Headlines for shorter, front of book pieces are short, punchy, and commonly use alliteration. The headlines are also straightforward — the reader can get a general idea of what the story is about.
Headlines for longer, feature stories are still short, but more clever and creative. The headlines are relevant to the story, but the reader doesn’t automatically know what the story is about unless they continue reading.
National Geographic uses pull quotes to call attention to significant quotes in a feature story. They are larger, in all caps, and surrounded by space to place further emphasis on them. The quote attribution is underneath in a smaller, italicized font.
Captions short, generally one to two sentences. When they appear with photos that don’t accompany a story, the caption explains what the photo is of, and where it was taken.

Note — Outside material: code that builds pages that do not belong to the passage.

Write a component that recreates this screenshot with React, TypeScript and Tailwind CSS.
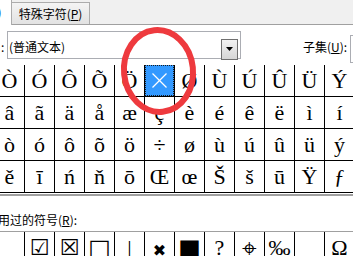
import React from 'react';

const cjk = "font-['Microsoft_YaHei','Noto_Sans_CJK_SC',sans-serif]";

const rows: string[][] = [
  ['Ò', 'Ó', 'Ô', 'Õ', 'Ö', '×', 'Ø', 'Ù', 'Ú', 'Û', 'Ü', 'Ý'],
  ['â', 'ã', 'ä', 'å', 'æ', 'ç', 'è', 'é', 'ê', 'ë', 'ì', 'í'],
  ['ò', 'ó', 'ô', 'õ', 'ö', '÷', 'ø', 'ù', 'ú', 'û', 'ü', 'ý'],
  ['ě', 'ī', 'ń', 'ň', 'ō', 'Œ', 'œ', 'Š', 'š', 'ū', 'Ÿ', 'ƒ'],
];

const recent: { ch: string; cls: string }[] = [
  { ch: '', cls: '' },
  { ch: '☑', cls: "font-['DejaVu_Sans'] font-bold text-[22px]" },
  { ch: '☒', cls: "font-['DejaVu_Sans'] font-bold text-[22px]" },
  { ch: '□', cls: "font-['DejaVu_Sans'] font-bold text-[24px]" },
  { ch: '|', cls: "font-['Liberation_Serif'] text-[22px]" },
  { ch: '✖', cls: "font-['DejaVu_Sans'] text-[16px] pt-[3px]" },
  { ch: '■', cls: "font-['DejaVu_Sans'] text-[24px]" },
  { ch: '?', cls: "font-['Liberation_Serif'] text-[22px]" },
  { ch: '⌖', cls: "font-['DejaVu_Sans'] text-[26px]" },
  { ch: '‰', cls: "font-['Liberation_Serif'] text-[22px]" },
  { ch: '', cls: '' },
  { ch: 'Ω', cls: "font-['Liberation_Serif'] text-[22px]" },
];

const SelectedCell: React.FC = () => (
  <div className="w-[30px] h-[32px] shrink-0 border-r border-b border-black">
    <div className="h-full bg-[#3399ff] border border-dotted border-[#1b1b1b] flex items-center justify-center">
      <svg width="15" height="15" viewBox="0 0 15 15">
        <line x1="0.5" y1="0.5" x2="14.5" y2="14.5" stroke="white" strokeWidth="1.2" />
        <line x1="14.5" y1="0.5" x2="0.5" y2="14.5" stroke="white" strokeWidth="1.2" />
      </svg>
    </div>
  </div>
);

export default function App() {
  return (
    <div className={`relative w-[353px] h-[256px] overflow-hidden bg-white text-[12px] text-black ${cjk}`}>
      {/* tab strip */}
      <div className="flex h-[25px]">
        <div className="relative w-[12px] h-[25px] bg-white border-r border-[#acacac] overflow-hidden">
          <span className="absolute left-[-3px] top-[4px] leading-[16px] font-bold text-[#1f63d6]">)</span>
        </div>
        <div className="flex-1 h-[25px] border-b border-[#a0a0a0] bg-[#f0f0f0] pt-[2px]">
          <div className="w-[78px] h-[22px] border-t border-r border-[#acacac] bg-gradient-to-b from-[#f4f4f4] to-[#e2e2e2] flex items-center justify-center leading-[16px] whitespace-nowrap">
            特殊字符(<span className="underline">P</span>)
          </div>
        </div>
      </div>

      {/* font / subset row */}
      <div className="flex h-[40px] items-start w-[400px]">
        <span className="w-[7px] shrink-0 pl-[1px] pt-[14px] leading-[16px]">:</span>
        <div className="mt-[6px] w-[234px] shrink-0 h-[28px] border border-[#abadb3] flex items-center">
          <span className="flex-1 pl-[1px] pt-[4px] leading-[16px] whitespace-nowrap">(普通文本)</span>
          <div className="mt-[8px] mr-[2px] w-[17px] h-[21px] border border-[#707070] bg-gradient-to-b from-[#f2f2f2] to-[#d6d6d6] flex items-center justify-center">
            <svg width="7" height="4" viewBox="0 0 7 4">
              <path d="M0 0h7L3.5 4z" fill="#000" />
            </svg>
          </div>
        </div>
        <span className="ml-[62px] shrink-0 pt-[14px] leading-[16px] whitespace-nowrap">
          子集(<span className="underline">U</span>):
        </span>
        <div className="ml-[3px] mt-[10px] w-[20px] shrink-0 h-[28px] border border-[#abadb3]" />
      </div>

      {/* symbol grid */}
      <div className="-ml-[5px] w-[360px]">
        {rows.map((row, r) => (
          <div key={r} className="flex">
            {row.map((ch, c) =>
              r === 0 && c === 5 ? (
                <SelectedCell key={c} />
              ) : (
                <div
                  key={c}
                  className="w-[30px] h-[32px] shrink-0 border-r border-b border-black flex justify-center font-['Liberation_Serif',serif] text-[22px] leading-[32px]"
                >
                  {ch}
                </div>
              ),
            )}
          </div>
        ))}
      </div>
      <div className="mt-[1px] h-[2px] bg-[#a0a0a0]" />

      {/* recently used */}
      <div className="h-[35px] pt-[16px] -ml-[2px] leading-[16px] whitespace-nowrap">
        用过的符号(<span className="underline">R</span>):
      </div>
      <div className="h-[1px] bg-[#a0a0a0]" />
      <div className="-ml-[5px] w-[360px] flex">
        {recent.map((s, i) => (
          <div
            key={i}
            className={`w-[30px] h-[32px] shrink-0 border-r border-black flex justify-center leading-[32px] ${s.cls}`}
          >
            {s.ch}
          </div>
        ))}
      </div>

      {/* red annotation ellipse */}
      <svg className="absolute left-0 top-0 pointer-events-none" width="353" height="256">
        <ellipse cx="158.5" cy="71" rx="34.5" ry="41" fill="none" stroke="#ee3a3e" strokeWidth="6" transform="rotate(-6 158.5 71)" />
      </svg>
    </div>
  );
}
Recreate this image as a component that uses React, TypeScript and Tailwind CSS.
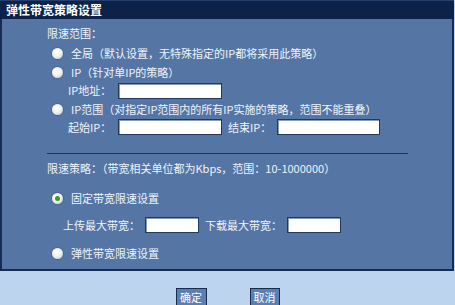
import React from "react";

const font = { fontFamily: '"Noto Sans CJK SC", "Liberation Sans", sans-serif' };

function Radio({ checked = false }: { checked?: boolean }) {
  return (
    <span className="relative inline-flex h-[11px] w-[11px] items-center justify-center rounded-full bg-[radial-gradient(circle_at_40%_35%,#ffffff_0%,#f2f2f2_45%,#b9c2cc_100%)] shadow-[0_0_0_1px_rgba(40,60,90,0.25)]">
      {checked && <span className="h-[5px] w-[5px] rounded-full bg-[#3c9a2c]" />}
    </span>
  );
}

function Input({ w }: { w: string }) {
  return (
    <span
      className={`${w} inline-block h-[16px] border border-[#22385e] bg-white shadow-[inset_1px_1px_0_#8a9bb5]`}
    />
  );
}

export default function App() {
  return (
    <div
      className="h-[305px] w-[455px] overflow-hidden bg-[#bdd4ee] text-[11px] leading-none text-[#eef3fa]"
      style={font}
    >
      <div className="w-[454px]">
        <div className="flex h-[19px] items-center border-t border-[#24406a] bg-[#0d2248] pl-[6px] text-[12px] font-bold text-white">
          弹性带宽策略设置
        </div>
        <div className="flex flex-col border-b-2 border-l-2 border-r-2 border-[#162c52] bg-[#5576a5] pb-[6px] pl-[45px] pt-[4px]">
          <div className="flex h-[20px] items-center">限速范围：</div>
          <div className="flex h-[20px] items-center">
            <span className="ml-[5px] mr-[8px] flex"><Radio /></span>
            全局（默认设置，无特殊指定的IP都将采用此策略）
          </div>
          <div className="flex h-[19px] items-center">
            <span className="ml-[5px] mr-[8px] flex"><Radio /></span>
            IP（针对单IP的策略）
          </div>
          <div className="flex h-[17px] items-center">
            <span className="ml-[21px] w-[50px]">IP地址：</span>
            <Input w="w-[104px]" />
          </div>
          <div className="flex h-[20px] items-center">
            <span className="ml-[5px] mr-[8px] flex"><Radio /></span>
            IP范围（对指定IP范围内的所有IP实施的策略，范围不能重叠）
          </div>
          <div className="flex h-[16px] items-center">
            <span className="ml-[21px] w-[50px]">起始IP：</span>
            <Input w="w-[104px]" />
            <span className="ml-[6px] w-[49px]">结束IP：</span>
            <Input w="w-[103px]" />
          </div>
          <div className="mt-[18px] h-[1px] w-[361px] bg-[#1c3360]" />
          <div className="mt-[4px] flex h-[20px] items-center">
            限速策略：（带宽相关单位都为Kbps，范围：10-1000000）
          </div>
          <div className="mt-[10px] flex h-[20px] items-center">
            <span className="ml-[5px] mr-[8px] flex"><Radio checked /></span>
            固定带宽限速设置
          </div>
          <div className="mt-[9px] flex h-[16px] items-center">
            <span className="ml-[16px] w-[82px]">上传最大带宽：</span>
            <Input w="w-[54px]" />
            <span className="ml-[6px] w-[82px]">下载最大带宽：</span>
            <Input w="w-[54px]" />
          </div>
          <div className="mt-[10px] flex h-[20px] items-center">
            <span className="ml-[5px] mr-[8px] flex"><Radio /></span>
            弹性带宽限速设置
          </div>
        </div>
      </div>
      <div className="flex justify-center gap-[43px] pt-[17px]">
        <button className="flex h-[18px] w-[31px] items-center justify-center border border-[#1a2b4b] bg-[#5a7fb2] text-[11px] text-white" style={font}>
          确定
        </button>
        <button className="flex h-[18px] w-[30px] items-center justify-center border border-[#1a2b4b] bg-[#5a7fb2] text-[11px] text-white" style={font}>
          取消
        </button>
      </div>
    </div>
  );
}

The photographer is listed underneath in smaller caps. Some full page photo spreads also offer the option to order prints of National Geographic photography online.
Bylines and credit:
In full length feature stories, the credit is always given before at the top of story. The photographer is credited once at the beginning for all the accompanying photographs, and not in each individual photograph. When photographs appear in isolation, the photographer is always credited below or on the photo.
Promos and refers.
Front of the book pieces have a more clever, conversational tone. Feature stories are written as long form narratives and take on a more serious tone fitting of the subject matter. For example, the front of the book blurb about Social Sex Under the Sea is informative, but humorous. “Having frequent, promiscuous, and arguably deviant sex has made the bonobo an infamous ape. But the dolphin, says University of Massachusetts marine biologist Richard Connor, “can out-bonobo the bonobo.”
Front of the book sections are clearly labeled, and feature a small yellow box in the top left corner to alert the reader to the section’s content. Some of these even have a tagline to offer further explanation:
“Planet Earth Parks: National Geographic visits some of the lesser known sites in the National Park System”
“Field Notes: National Geographic explorers, photographers, and writers report from around the world”
The feature well is not explicitly labeled, but the reader knows it begins by the full page photo spread and title.